Dans les AG de préparation à la grève, la compréhension des enjeux et la combativité était là. Il a été décidé d’une grève reconductible à partir de la semaine du mardi 7 mars, jusqu’au dimanche 12 inclus. La première semaine a été très bien suivie. La décision a été prise à ce moment de ne plus laisser entrer aucun camion sur le site. Par conséquent, les fours ont tourné quelques jours avec les déchets déjà stockés, jusqu’à épuisement de ces derniers. Et le vendredi 10 mars au matin, faute de déchets à brûler, l’usine s’est arrêtée. Et il y a eu une coordination avec la filière du déchet, donc on a été coordonnés avec un camarade qui couvre le périmètre des collectes des territoriaux. Donc on a synchronisé nos actions : blocage sur la collecte, et de fait, blocage à la réception des camions. Il n’y avait plus de camions qui arrivaient, parce que les collecteurs ont été aussi dans l’action rapidement.

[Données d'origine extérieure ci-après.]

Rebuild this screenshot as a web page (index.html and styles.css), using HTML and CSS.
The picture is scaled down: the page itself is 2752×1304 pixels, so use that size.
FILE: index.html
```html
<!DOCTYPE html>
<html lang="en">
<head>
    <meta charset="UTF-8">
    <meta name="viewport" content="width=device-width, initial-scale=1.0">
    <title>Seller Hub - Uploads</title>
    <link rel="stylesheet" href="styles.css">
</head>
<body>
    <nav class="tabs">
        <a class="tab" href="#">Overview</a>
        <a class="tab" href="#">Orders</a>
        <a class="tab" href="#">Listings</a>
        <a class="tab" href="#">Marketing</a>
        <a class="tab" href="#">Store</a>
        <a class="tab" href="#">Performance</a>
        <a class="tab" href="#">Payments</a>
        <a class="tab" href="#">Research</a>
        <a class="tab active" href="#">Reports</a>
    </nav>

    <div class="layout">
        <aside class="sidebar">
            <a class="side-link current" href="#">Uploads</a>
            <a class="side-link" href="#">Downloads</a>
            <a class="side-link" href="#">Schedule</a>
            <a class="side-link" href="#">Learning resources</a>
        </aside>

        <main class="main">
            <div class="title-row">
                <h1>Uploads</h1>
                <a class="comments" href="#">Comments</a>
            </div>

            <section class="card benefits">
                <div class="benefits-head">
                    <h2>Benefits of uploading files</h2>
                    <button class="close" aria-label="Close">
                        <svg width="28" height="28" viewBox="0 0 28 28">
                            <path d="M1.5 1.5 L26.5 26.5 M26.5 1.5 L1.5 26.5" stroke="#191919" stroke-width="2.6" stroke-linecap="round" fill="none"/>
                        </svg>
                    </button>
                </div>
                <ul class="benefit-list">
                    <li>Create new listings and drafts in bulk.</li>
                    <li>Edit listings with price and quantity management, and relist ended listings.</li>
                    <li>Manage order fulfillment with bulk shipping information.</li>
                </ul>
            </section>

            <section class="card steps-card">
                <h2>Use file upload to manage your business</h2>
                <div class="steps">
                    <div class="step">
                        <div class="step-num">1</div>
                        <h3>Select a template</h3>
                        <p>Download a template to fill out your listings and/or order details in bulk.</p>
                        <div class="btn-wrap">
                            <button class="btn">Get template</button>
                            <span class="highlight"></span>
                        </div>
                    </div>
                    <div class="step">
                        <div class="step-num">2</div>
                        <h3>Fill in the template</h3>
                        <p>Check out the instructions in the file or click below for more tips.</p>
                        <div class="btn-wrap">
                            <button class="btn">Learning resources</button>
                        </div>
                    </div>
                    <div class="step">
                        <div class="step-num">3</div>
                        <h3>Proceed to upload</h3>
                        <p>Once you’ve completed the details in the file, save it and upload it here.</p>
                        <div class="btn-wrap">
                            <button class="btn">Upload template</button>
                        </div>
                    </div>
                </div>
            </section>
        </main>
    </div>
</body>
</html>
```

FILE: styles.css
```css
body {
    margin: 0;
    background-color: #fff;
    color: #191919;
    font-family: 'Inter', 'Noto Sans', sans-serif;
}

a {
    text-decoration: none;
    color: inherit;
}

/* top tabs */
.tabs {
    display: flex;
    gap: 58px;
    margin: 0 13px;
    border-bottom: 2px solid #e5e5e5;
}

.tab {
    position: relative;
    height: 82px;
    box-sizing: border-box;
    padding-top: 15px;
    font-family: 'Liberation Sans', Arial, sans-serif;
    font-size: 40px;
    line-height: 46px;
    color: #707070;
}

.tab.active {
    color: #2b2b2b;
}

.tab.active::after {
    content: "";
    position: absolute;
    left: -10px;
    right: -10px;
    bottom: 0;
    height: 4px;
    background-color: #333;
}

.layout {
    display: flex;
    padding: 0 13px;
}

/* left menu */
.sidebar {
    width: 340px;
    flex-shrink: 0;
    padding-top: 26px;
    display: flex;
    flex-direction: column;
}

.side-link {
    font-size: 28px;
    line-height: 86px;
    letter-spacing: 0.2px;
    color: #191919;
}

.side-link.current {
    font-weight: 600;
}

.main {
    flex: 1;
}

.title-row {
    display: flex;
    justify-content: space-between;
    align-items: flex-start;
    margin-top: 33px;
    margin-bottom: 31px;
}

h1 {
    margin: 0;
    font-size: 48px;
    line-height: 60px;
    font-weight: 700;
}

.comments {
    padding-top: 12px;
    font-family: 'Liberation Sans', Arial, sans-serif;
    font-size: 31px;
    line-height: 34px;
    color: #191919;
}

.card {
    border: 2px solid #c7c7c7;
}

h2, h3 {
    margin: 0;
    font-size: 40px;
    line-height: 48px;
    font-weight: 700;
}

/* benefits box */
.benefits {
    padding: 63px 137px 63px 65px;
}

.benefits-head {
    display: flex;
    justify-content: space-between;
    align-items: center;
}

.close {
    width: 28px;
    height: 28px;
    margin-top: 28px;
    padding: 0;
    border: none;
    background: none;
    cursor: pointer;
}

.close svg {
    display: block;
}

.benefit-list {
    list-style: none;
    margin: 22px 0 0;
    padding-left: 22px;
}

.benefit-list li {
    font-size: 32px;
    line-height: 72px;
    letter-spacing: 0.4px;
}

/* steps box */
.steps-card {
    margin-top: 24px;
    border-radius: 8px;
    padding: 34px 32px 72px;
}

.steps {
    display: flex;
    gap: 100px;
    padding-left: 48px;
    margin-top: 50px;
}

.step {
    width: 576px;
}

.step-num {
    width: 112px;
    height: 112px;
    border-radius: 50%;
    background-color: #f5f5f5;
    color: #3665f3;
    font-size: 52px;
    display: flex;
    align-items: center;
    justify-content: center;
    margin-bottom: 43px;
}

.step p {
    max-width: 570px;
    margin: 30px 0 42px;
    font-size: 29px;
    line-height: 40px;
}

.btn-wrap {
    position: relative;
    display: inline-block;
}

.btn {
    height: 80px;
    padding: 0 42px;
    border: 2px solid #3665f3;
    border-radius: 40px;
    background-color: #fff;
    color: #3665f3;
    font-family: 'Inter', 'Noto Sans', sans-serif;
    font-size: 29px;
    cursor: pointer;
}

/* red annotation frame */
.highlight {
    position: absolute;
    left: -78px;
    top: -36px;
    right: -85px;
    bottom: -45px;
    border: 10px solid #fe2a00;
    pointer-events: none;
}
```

Une AG a eu lieu lundi 13 mars, décidant la reconduction de la grève. Les travailleurs/ses territoriaux sont venu.es apporter leur soutien au piquet de grève les lundi 13 et mardi 14. La reconduction a été votée jusqu’au vendredi 17 mars. Ce jour-là, une nouvelle AG a reconduit à nouveau. D’ailleurs, le vendredi 17, il y a eu une AG sur les trois sites d’incinération de la région parisienne, qui ont reconduit la grève jusqu’au mardi 21 inclus. Il faut savoir que les trois usines d’incinération appartiennent au même périmètre syndical. C’est donc un seul syndicat CGT qui couvre les trois usines d’incinération, le SPPTE-RP, qui est affilié à la fédération mines-énergie.
Les grévistes sont en lien avec l’assemblée interprofessionnelle du sud des Hauts-de-Seine (92), à Bagneux, très présente sur le piquet de grève. Beaucoup de soutiens, le plus souvent non-grévistes, se relaient sur le piquet de grève et viennent apporter leur solidarité : parmi elles et eux, des enseignant.es, des postier.es, des travailleurs/ses de diverses entreprises du secteur privé, des chômeurs/ses, des étudiant.es, des retraité.es… Beaucoup de soutiens habitent ou travaillent à Issy-les-Moulineaux ou à Boulogne-Billancourt (de l’autre côté de la Seine). Mais certaines personnes viennent de plus loin, notamment des enseignant.es et des étudiant.es qui se rendent sur le piquet de grève parce que ça ne bouge pas dans leur milieu.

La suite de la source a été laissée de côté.